Lindôra de Araújo é a coordenadora da Lava Jato na PGR. Ela retirou a candidatura no domingo, depois da repercussão negativa de sua ida a Curitiba. Ela requisitou acesso a informações sigilosas da Força-Tarefa da Lava Jato paranaense, atitude mal recebida pelos investigadores. Quatro procuradores renunciaram aos postos depois da visita dela.
"Depois que a Lindôra retirou a candidatura, o Aras se movimentou para apoiar a Maria Caetana. Mas ela, até ontem, não contava com o apoio de Aras. Então não sei até que ponto ela (Maria Caetana) vai ser próxima dele. Foi apoiada pelo PGR, mas também por pessoas independentes", diz o conselheiro.
Outro integrante do colegiado diz que essas mudanças só poderão ser verificadas de fato em setembro, quando está marcada a primeira reunião do Conselho com a nova composição.
A votação de terça-feira foi restrita aos subprocuradores-gerais, profissionais que estão no terceiro e último degrau da carreira no MPF. Enquanto na semana passada os cerca de 1.150 procuradores em atividade puderam votar, na terça foram consultados apenas os 73 subprocuradores-gerais da República.
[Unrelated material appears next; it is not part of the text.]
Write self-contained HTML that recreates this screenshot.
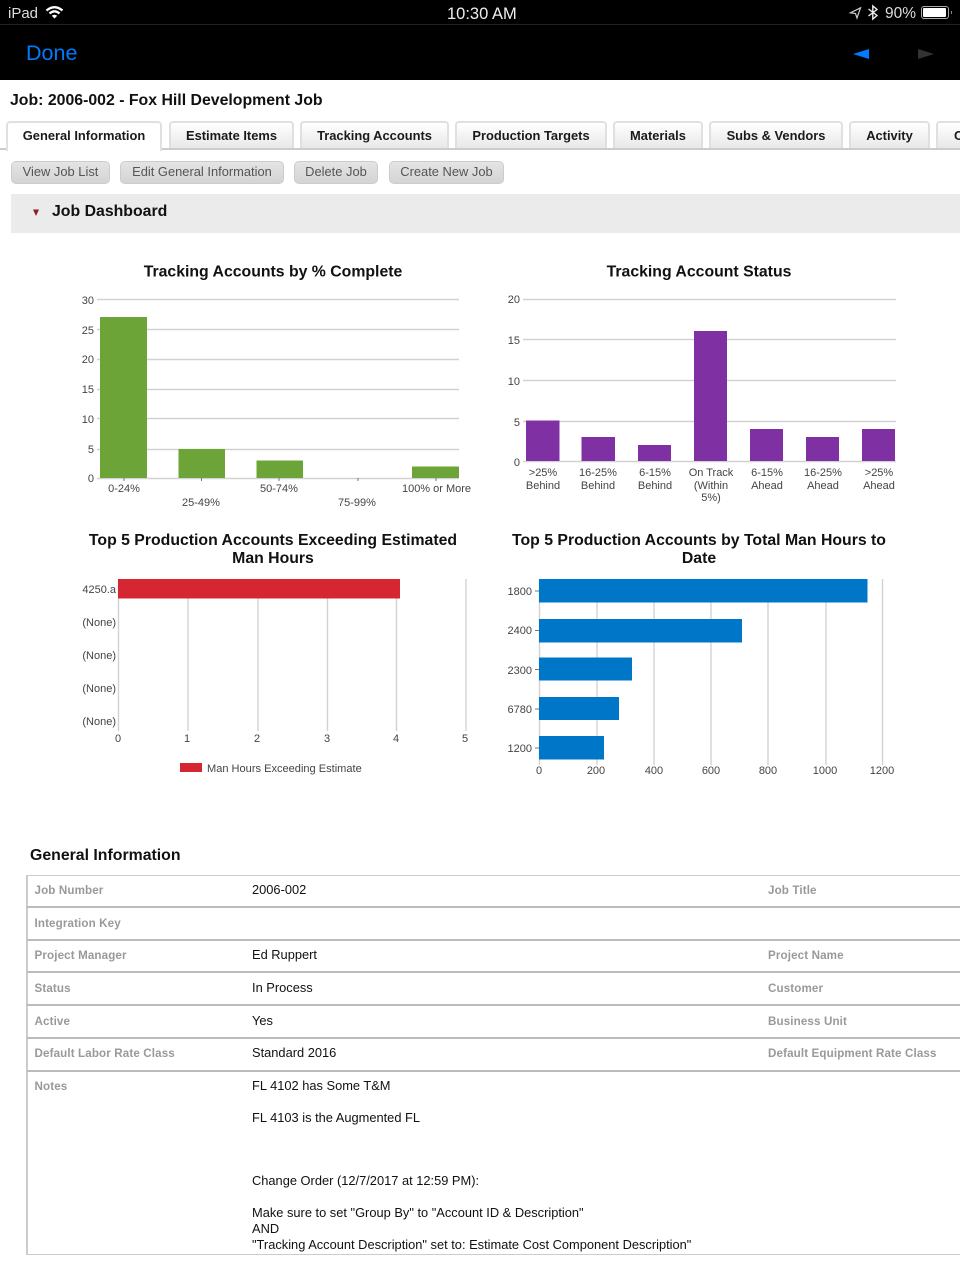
<!DOCTYPE html>
<html><head><meta charset="utf-8"><title>Job Dashboard</title>
<style>
html,body{margin:0;padding:0;background:#fff;width:960px;height:1280px;overflow:hidden}
body{position:relative;font-family:"Liberation Sans",sans-serif;color:#000}
#w{position:absolute;left:0;top:0;width:960px;height:1280px;overflow:hidden;background:#fff;filter:blur(.35px)}
.a{position:absolute;white-space:nowrap}
.tab{position:absolute;top:121px;height:27px;box-sizing:border-box;border:2px solid #e0e0e0;border-bottom:0;border-radius:4px 4px 0 0;background:linear-gradient(#fff,#e8e8e8);font:bold 12.9px/26px "Liberation Sans",sans-serif;color:#1a1a1a;text-align:center;white-space:nowrap;overflow:hidden}
.btn{position:absolute;top:161px;height:23px;box-sizing:border-box;border:1px solid #ccc;border-radius:5px;background:linear-gradient(#e4e4e4,#d4d4d4);font:12.9px/20px "Liberation Sans",sans-serif;color:#555;text-align:center;white-space:nowrap}
.l{position:absolute;left:27px;right:0;height:2px;background:#bbb}
.k{position:absolute;margin-top:1px;font:bold 11.6px/16px "Liberation Sans",sans-serif;color:#999;white-space:nowrap;letter-spacing:.13px}
.v{position:absolute;left:252px;font:12.85px/16px "Liberation Sans",sans-serif;color:#111;white-space:nowrap}
svg text{font-family:"Liberation Sans",sans-serif}
.t{font-weight:bold;font-size:15.82px;fill:#111;text-anchor:middle}
.c{font-size:11px;fill:#444;text-anchor:middle}
.r{font-size:11px;fill:#444;text-anchor:end}
</style></head><body><div id="w">
<div class="a" style="left:0;top:0;width:960px;height:80px;background:#000"></div>
<div class="a" style="left:0;top:24px;width:960px;height:1px;background:#222"></div>
<div class="a" style="left:8px;top:5px;font-size:15px;line-height:18px;color:#ddd">iPad</div>
<div class="a" style="left:447px;top:4.500px;font-size:16.500px;line-height:18px;color:#eee">10:30 AM</div>
<div class="a" style="left:885px;top:5px;font-size:15.500px;line-height:18px;color:#ddd">90%</div>
<div class="a" style="left:26px;top:40px;font-size:21.5px;line-height:26px;color:#007aff">Done</div>
<svg class="a" style="left:0;top:0" width="960" height="80" viewBox="0 0 960 80">
<g fill="none" stroke="#fff" stroke-width="2.300">
<path d="M46.500 10.500Q54.500 3.800 62.500 10.500"/><path d="M49.500 13.500Q54.500 9.200 59.500 13.500"/>
</g>
<path d="M51.800 15.800Q54.500 13.800 57.200 15.800L54.500 18.500Z" fill="#fff"/>
<path d="M850.500 12.800L860.500 7.800L857 18L855.500 13.500Z" fill="none" stroke="#ccc" stroke-width="1.200"/>
<path d="M868.500 9L877 15.500L872.800 19V6L877 9.500L868.500 16" fill="none" stroke="#eee" stroke-width="1.400"/>
<rect x="921.500" y="6.500" width="27" height="12" rx="2.500" fill="none" stroke="#aaa"/>
<rect x="923" y="8" width="23" height="9" rx="1" fill="#fff"/>
<path d="M951 11h1v3h-1z" fill="#888"/>
<path d="M869 49V59L853 54Z" fill="#007aff"/>
<path d="M918 49V59L934 54Z" fill="#333"/>
</svg>

<div class="a" style="left:10px;top:91px;font-weight:bold;font-size:15.85px;line-height:20px;color:#111">Job: 2006-002 - Fox Hill Development Job</div>

<div class="a" style="left:0;top:148px;width:960px;height:2px;background:#ccc"></div>
<div class="tab" style="left:6px;width:156px;height:30px;background:#fff">General Information</div>
<div class="tab" style="left:169px;width:125px">Estimate Items</div>
<div class="tab" style="left:300px;width:149px">Tracking Accounts</div>
<div class="tab" style="left:455px;width:152px">Production Targets</div>
<div class="tab" style="left:613px;width:90px">Materials</div>
<div class="tab" style="left:709px;width:134px">Subs &amp; Vendors</div>
<div class="tab" style="left:849px;width:81px">Activity</div>
<div class="tab" style="left:936px;width:60px;text-align:left;padding-left:16px">C</div>

<div class="btn" style="left:11px;width:99px">View Job List</div>
<div class="btn" style="left:120px;width:164px">Edit General Information</div>
<div class="btn" style="left:294px;width:84px">Delete Job</div>
<div class="btn" style="left:389px;width:115px">Create New Job</div>

<div class="a" style="left:11px;top:194px;width:949px;height:39px;background:#ebebeb"></div>
<svg class="a" style="left:32px;top:209px" width="8" height="8"><path d="M1 0.500H7L4 7Z" fill="#8e1f22"/></svg>
<div class="a" style="left:52px;top:202px;font-weight:bold;font-size:15.85px;line-height:20px;color:#111">Job Dashboard</div>

<svg class="a" style="left:0;top:250px" width="960" height="540" viewBox="0 250 960 540">
<text class="t" x="273" y="276.500">Tracking Accounts by % Complete</text>
<g stroke="#d2d2d2" stroke-width="1.400">
<path d="M97 299.500H459M97 329.500H459M97 359.500H459M97 389.500H459M97 418.500H459M97 449.500H459M97 478.500H459"/>
</g>
<g stroke="#777" stroke-width="1"><path d="M124 478v3M201.500 478v3M279 478v3M358 478v3M436 478v3"/></g>
<g fill="#6ca437">
<rect x="100" y="317" width="47" height="161"/>
<rect x="178.500" y="449" width="46.500" height="29"/>
<rect x="256.500" y="460.500" width="46.500" height="17.500"/>
<rect x="412" y="466.500" width="47" height="11.500"/>
</g>
<text class="r" x="94" y="304">30</text><text class="r" x="94" y="334">25</text><text class="r" x="94" y="363">20</text><text class="r" x="94" y="393">15</text><text class="r" x="94" y="423">10</text><text class="r" x="94" y="453">5</text><text class="r" x="94" y="482">0</text>
<text class="c" x="124" y="492">0-24%</text>
<text class="c" x="201" y="506">25-49%</text>
<text class="c" x="279" y="492">50-74%</text>
<text class="c" x="357" y="506">75-99%</text>
<text class="c" x="436.500" y="492">100% or More</text>

<text class="t" x="699" y="276.500">Tracking Account Status</text>
<g stroke="#d2d2d2" stroke-width="1.400"><path d="M523 299.500H896M523 339.500H896M523 380.500H896M523 421.500H896M523 461.500H896"/></g>
<g fill="#7f31a4">
<rect x="526" y="420.500" width="33.500" height="40.500"/>
<rect x="581.500" y="437" width="33.500" height="24"/>
<rect x="638" y="445" width="33" height="16"/>
<rect x="694" y="331" width="33" height="130"/>
<rect x="750" y="429" width="33" height="32"/>
<rect x="806" y="437" width="33" height="24"/>
<rect x="862" y="429" width="33" height="32"/>
</g>
<text class="r" x="520" y="303">20</text><text class="r" x="520" y="344">15</text><text class="r" x="520" y="385">10</text><text class="r" x="520" y="426">5</text><text class="r" x="520" y="466">0</text>
<text class="c" x="543" y="476">&gt;25%</text><text class="c" x="543" y="489">Behind</text>
<text class="c" x="598" y="476">16-25%</text><text class="c" x="598" y="489">Behind</text>
<text class="c" x="655" y="476">6-15%</text><text class="c" x="655" y="489">Behind</text>
<text class="c" x="711" y="476">On Track</text><text class="c" x="711" y="489">(Within</text><text class="c" x="711" y="501">5%)</text>
<text class="c" x="767" y="476">6-15%</text><text class="c" x="767" y="489">Ahead</text>
<text class="c" x="823" y="476">16-25%</text><text class="c" x="823" y="489">Ahead</text>
<text class="c" x="879" y="476">&gt;25%</text><text class="c" x="879" y="489">Ahead</text>

<text class="t" x="273" y="545">Top 5 Production Accounts Exceeding Estimated</text>
<text class="t" x="273" y="563">Man Hours</text>
<g stroke="#d2d2d2" stroke-width="1.400"><path d="M118.500 579V731M188 579V731M258 579V731M327.500 579V731M396.500 579V731M466 579V731"/></g>
<rect x="118" y="579" width="282" height="19.500" fill="#d52632"/>
<text class="r" x="116" y="593">4250.a</text><text class="r" x="116" y="626">(None)</text><text class="r" x="116" y="659">(None)</text><text class="r" x="116" y="692">(None)</text><text class="r" x="116" y="725">(None)</text>
<text class="c" x="118" y="742">0</text><text class="c" x="187" y="742">1</text><text class="c" x="257" y="742">2</text><text class="c" x="327" y="742">3</text><text class="c" x="396" y="742">4</text><text class="c" x="465" y="742">5</text>
<rect x="180" y="763" width="22" height="9" fill="#d52632"/>
<text x="207" y="772" font-size="11.05" fill="#444">Man Hours Exceeding Estimate</text>

<text class="t" x="699" y="545">Top 5 Production Accounts by Total Man Hours to</text>
<text class="t" x="699" y="563">Date</text>
<g stroke="#d2d2d2" stroke-width="1.400"><path d="M539.500 579V765M597 579V765M654 579V765M711 579V765M768 579V765M826 579V765M882.500 579V765"/></g>
<g stroke="#777" stroke-width="1"><path d="M535 591h4M535 630.500h4M535 669.500h4M535 709h4M535 748h4"/></g>
<g fill="#0076c9">
<rect x="539" y="579" width="328.500" height="23.500"/>
<rect x="539" y="619" width="203" height="23.500"/>
<rect x="539" y="657.500" width="93" height="23"/>
<rect x="539" y="697" width="80" height="23"/>
<rect x="539" y="736" width="65" height="23.500"/>
</g>
<text class="r" x="532" y="595">1800</text><text class="r" x="532" y="634">2400</text><text class="r" x="532" y="674">2300</text><text class="r" x="532" y="713">6780</text><text class="r" x="532" y="752">1200</text>
<text class="c" x="539" y="774">0</text><text class="c" x="596" y="774">200</text><text class="c" x="654" y="774">400</text><text class="c" x="711" y="774">600</text><text class="c" x="768" y="774">800</text><text class="c" x="825" y="774">1000</text><text class="c" x="882" y="774">1200</text>
</svg>

<div class="a" style="left:30px;top:845.500px;font-weight:bold;font-size:15.85px;line-height:20px;color:#111">General Information</div>

<div class="a" style="left:26px;top:875px;width:2px;height:380px;background:#ccc"></div>
<div class="l" style="top:875px;height:1px;background:#ccc"></div>
<div class="l" style="top:906px"></div>
<div class="l" style="top:939px"></div>
<div class="l" style="top:971px"></div>
<div class="l" style="top:1004px"></div>
<div class="l" style="top:1037px"></div>
<div class="l" style="top:1070px"></div>
<div class="l" style="top:1254px;height:1px;background:#ccc"></div>

<div class="k" style="left:34.500px;top:882px">Job Number</div>
<div class="k" style="left:34.500px;top:915px">Integration Key</div>
<div class="k" style="left:34.500px;top:947px">Project Manager</div>
<div class="k" style="left:34.500px;top:980px">Status</div>
<div class="k" style="left:34.500px;top:1013px">Active</div>
<div class="k" style="left:34.500px;top:1045px">Default Labor Rate Class</div>
<div class="k" style="left:34.500px;top:1078px">Notes</div>
<div class="k" style="left:768px;top:882px">Job Title</div>
<div class="k" style="left:768px;top:947px">Project Name</div>
<div class="k" style="left:768px;top:980px">Customer</div>
<div class="k" style="left:768px;top:1013px">Business Unit</div>
<div class="k" style="left:768px;top:1045px">Default Equipment Rate Class</div>

<div class="v" style="top:882px">2006-002</div>
<div class="v" style="top:947px">Ed Ruppert</div>
<div class="v" style="top:980px">In Process</div>
<div class="v" style="top:1013px">Yes</div>
<div class="v" style="top:1045px">Standard 2016</div>
<div class="v" style="top:1078px">FL 4102 has Some T&amp;M</div>
<div class="v" style="top:1110px">FL 4103 is the Augmented FL</div>
<div class="v" style="top:1173px">Change Order (12/7/2017 at 12:59 PM):</div>
<div class="v" style="top:1205px">Make sure to set "Group By" to "Account ID &amp; Description"</div>
<div class="v" style="top:1221px">AND</div>
<div class="v" style="top:1237px">"Tracking Account Description" set to: Estimate Cost Component Description"</div>
</div></body></html>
'Superpoderes' para investigar políticos
O resultado de terça-feira põe em risco a tramitação de uma das principais iniciativas de Aras até aqui: a criação de uma Unidade Nacional de Combate à Corrupção e ao Crime Organizado (Unac), que centralizaria em Brasília as informações sobre este tipo de investigação.
O projeto é visto como uma forma de concentrar poderes na PGR, e é criticado por adversários de Aras como um ataque à independência dos demais procuradores, garantida pela Constituição. A Associação Nacional dos Procuradores da República (ANPR), que é uma espécie de sindicato dos membros do MPF, também se posicionou contra a ideia.
A proposta implicaria a fusão das equipes da Lava Jato no Rio, em São Paulo e em Curitiba, além da força-tarefa da operação Greenfield, em Brasília. O coordenador da Unac seria escolhido pelo PGR, e teria mandato de dois anos.